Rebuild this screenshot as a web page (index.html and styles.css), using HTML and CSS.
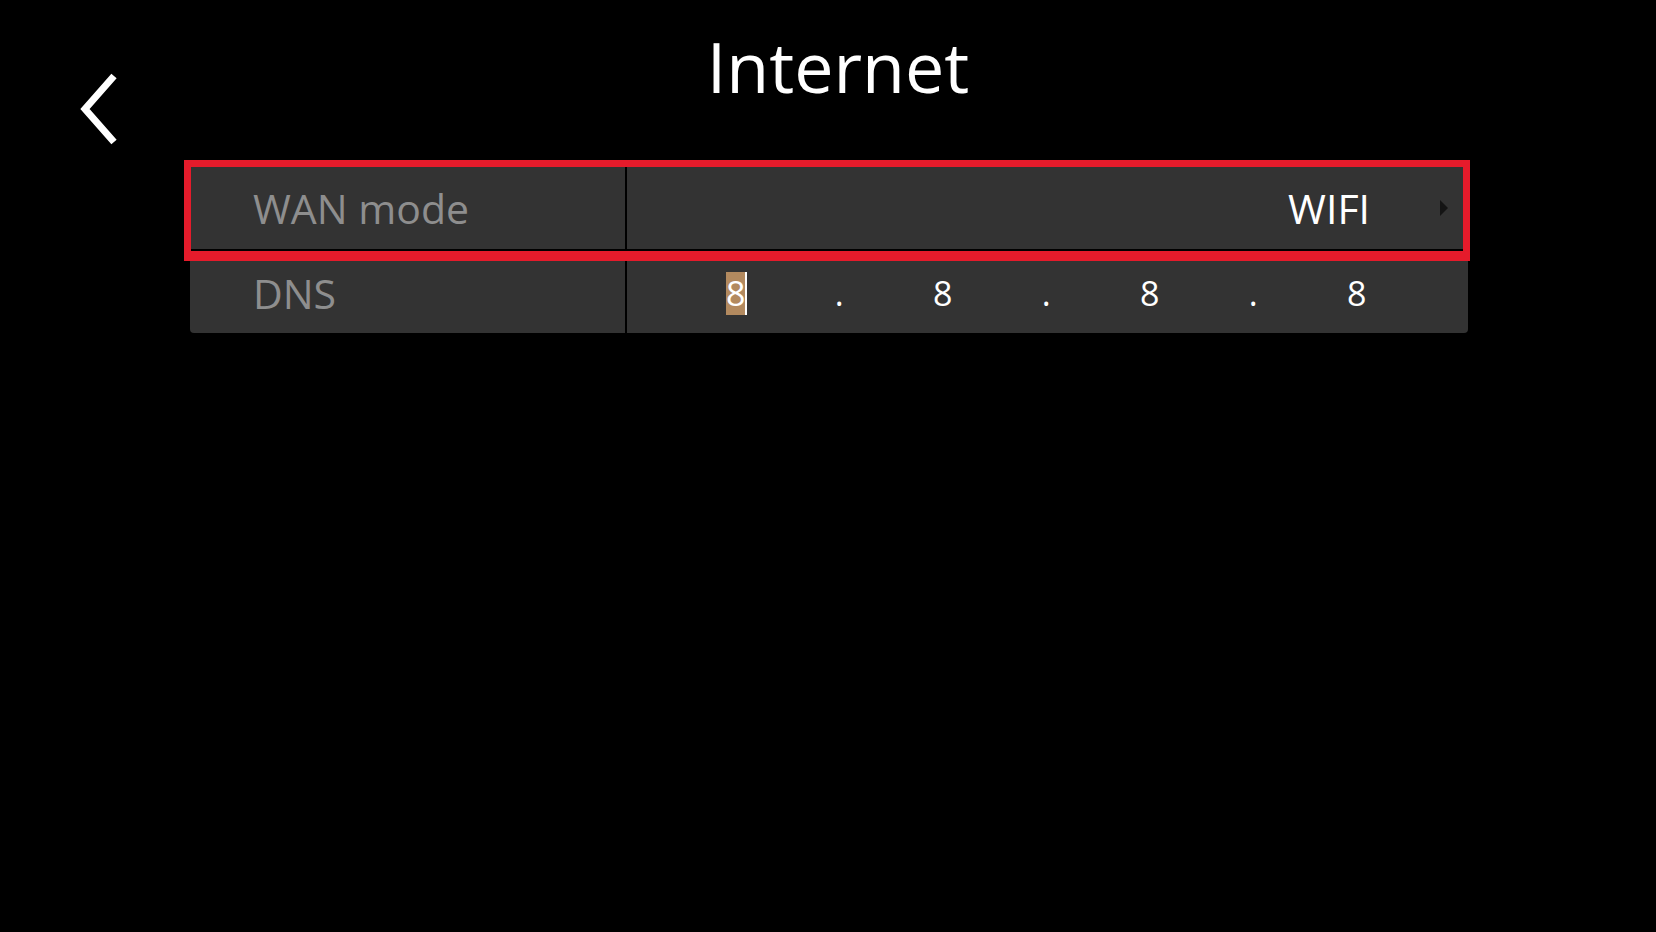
FILE: index.html
```html
<!DOCTYPE html>
<html lang="en">
<head>
    <meta charset="UTF-8">
    <meta name="viewport" content="width=device-width, initial-scale=1.0">
    <title>Internet</title>
    <link rel="stylesheet" href="styles.css">
</head>
<body>
    <div class="page">
        <header class="topbar">
            <a class="back" href="#" aria-label="Back">
                <svg width="46" height="78" viewBox="0 0 46 78">
                    <polyline points="37,6 8,39 37,72" fill="none" stroke="#fff" stroke-width="7"/>
                </svg>
            </a>
            <h1 class="title">Internet</h1>
        </header>

        <div class="settings">
            <div class="row row-focused">
                <div class="cell-label">WAN mode</div>
                <div class="cell-value value-select">
                    <span class="value-text">WIFI</span>
                    <span class="arrow-right"></span>
                </div>
            </div>
            <div class="row row-last">
                <div class="cell-label">DNS</div>
                <div class="cell-value">
                    <div class="ip-field">
                        <span class="ip-part"><span class="caret">8</span></span>
                        <span class="ip-dot">.</span>
                        <span class="ip-part">8</span>
                        <span class="ip-dot">.</span>
                        <span class="ip-part">8</span>
                        <span class="ip-dot">.</span>
                        <span class="ip-part">8</span>
                    </div>
                </div>
            </div>
        </div>
    </div>
</body>
</html>
```

FILE: styles.css
```css
body {
    margin: 0;
    background-color: #000;
    font-family: "Open Sans", "Noto Sans", sans-serif;
    color: #fff;
}
.page {
    padding-top: 18px;
}
.topbar {
    display: grid;
    grid-template-columns: 190px 1fr 190px;
    height: 142px;
}
.back {
    display: block;
    margin-left: 77px;
    margin-top: 52px;
    width: 46px;
    height: 78px;
}
.title {
    margin: 0;
    padding-top: 3px;
    padding-left: 20px;
    font-size: 70px;
    font-weight: 400;
    line-height: 91px;
    text-align: center;
    color: #fff;
}
.settings {
    margin-left: 190px;
    width: 1278px;
}
.row {
    display: flex;
    background-color: #333;
}
.row-focused {
    position: relative;
    height: 91px;
    border-bottom: 2px solid #000;
    box-sizing: border-box;
}
.row-focused .cell-label,
.row-focused .cell-value {
    padding-top: 7px;
}
.row-focused::after {
    content: "";
    position: absolute;
    top: 0;
    left: -6px;
    right: -2px;
    bottom: -12px;
    border: 7px solid #e51b2b;
    border-bottom-width: 10px;
    pointer-events: none;
}
.row-last {
    margin-top: 10px;
    height: 72px;
    border-radius: 0 0 4px 4px;
}
.row-last .cell-label,
.row-last .cell-value {
    padding-bottom: 8px;
}
.cell-label {
    display: flex;
    align-items: center;
    width: 435px;
    padding-left: 63px;
    box-sizing: border-box;
    font-size: 41px;
    color: #8e8e8e;
}
.cell-value {
    display: flex;
    align-items: center;
    flex: 1;
    border-left: 2px solid #000;
    box-sizing: border-box;
}
.value-select {
    justify-content: flex-end;
    padding-right: 20px;
}
.value-text {
    font-size: 41px;
    color: #fff;
}
.arrow-right {
    width: 0;
    height: 0;
    margin-left: 70px;
    border-left: 8px solid #141414;
    border-top: 8px solid transparent;
    border-bottom: 8px solid transparent;
}
.ip-field {
    display: grid;
    grid-template-columns: repeat(7, 103.5px);
    margin-left: 57px;
    font-size: 34px;
    line-height: 43px;
    color: #fff;
}
.ip-part,
.ip-dot {
    text-align: center;
}
.caret {
    display: inline-block;
    background-color: #b38a5f;
    border-right: 2px solid #fff;
    margin-left: 2px;
}
```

**To be done**
Return to the listing above and set it down exactly, leaving out its pictures.

**Correct result**
Rebuild this screenshot as a web page (index.html and styles.css), using HTML and CSS.
FILE: index.html
```html
<!DOCTYPE html>
<html lang="en">
<head>
    <meta charset="UTF-8">
    <meta name="viewport" content="width=device-width, initial-scale=1.0">
    <title>Internet</title>
    <link rel="stylesheet" href="styles.css">
</head>
<body>
    <div class="page">
        <header class="topbar">
            <a class="back" href="#" aria-label="Back">
                <svg width="46" height="78" viewBox="0 0 46 78">
                    <polyline points="37,6 8,39 37,72" fill="none" stroke="#fff" stroke-width="7"/>
                </svg>
            </a>
            <h1 class="title">Internet</h1>
        </header>

        <div class="settings">
            <div class="row row-focused">
                <div class="cell-label">WAN mode</div>
                <div class="cell-value value-select">
                    <span class="value-text">WIFI</span>
                    <span class="arrow-right"></span>
                </div>
            </div>
            <div class="row row-last">
                <div class="cell-label">DNS</div>
                <div class="cell-value">
                    <div class="ip-field">
                        <span class="ip-part"><span class="caret">8</span></span>
                        <span class="ip-dot">.</span>
                        <span class="ip-part">8</span>
                        <span class="ip-dot">.</span>
                        <span class="ip-part">8</span>
                        <span class="ip-dot">.</span>
                        <span class="ip-part">8</span>
                    </div>
                </div>
            </div>
        </div>
    </div>
</body>
</html>
```

FILE: styles.css
```css
body {
    margin: 0;
    background-color: #000;
    font-family: "Open Sans", "Noto Sans", sans-serif;
    color: #fff;
}
.page {
    padding-top: 18px;
}
.topbar {
    display: grid;
    grid-template-columns: 190px 1fr 190px;
    height: 142px;
}
.back {
    display: block;
    margin-left: 77px;
    margin-top: 52px;
    width: 46px;
    height: 78px;
}
.title {
    margin: 0;
    padding-top: 3px;
    padding-left: 20px;
    font-size: 70px;
    font-weight: 400;
    line-height: 91px;
    text-align: center;
    color: #fff;
}
.settings {
    margin-left: 190px;
    width: 1278px;
}
.row {
    display: flex;
    background-color: #333;
}
.row-focused {
    position: relative;
    height: 91px;
    border-bottom: 2px solid #000;
    box-sizing: border-box;
}
.row-focused .cell-label,
.row-focused .cell-value {
    padding-top: 7px;
}
.row-focused::after {
    content: "";
    position: absolute;
    top: 0;
    left: -6px;
    right: -2px;
    bottom: -12px;
    border: 7px solid #e51b2b;
    border-bottom-width: 10px;
    pointer-events: none;
}
.row-last {
    margin-top: 10px;
    height: 72px;
    border-radius: 0 0 4px 4px;
}
.row-last .cell-label,
.row-last .cell-value {
    padding-bottom: 8px;
}
.cell-label {
    display: flex;
    align-items: center;
    width: 435px;
    padding-left: 63px;
    box-sizing: border-box;
    font-size: 41px;
    color: #8e8e8e;
}
.cell-value {
    display: flex;
    align-items: center;
    flex: 1;
    border-left: 2px solid #000;
    box-sizing: border-box;
}
.value-select {
    justify-content: flex-end;
    padding-right: 20px;
}
.value-text {
    font-size: 41px;
    color: #fff;
}
.arrow-right {
    width: 0;
    height: 0;
    margin-left: 70px;
    border-left: 8px solid #141414;
    border-top: 8px solid transparent;
    border-bottom: 8px solid transparent;
}
.ip-field {
    display: grid;
    grid-template-columns: repeat(7, 103.5px);
    margin-left: 57px;
    font-size: 34px;
    line-height: 43px;
    color: #fff;
}
.ip-part,
.ip-dot {
    text-align: center;
}
.caret {
    display: inline-block;
    background-color: #b38a5f;
    border-right: 2px solid #fff;
    margin-left: 2px;
}
```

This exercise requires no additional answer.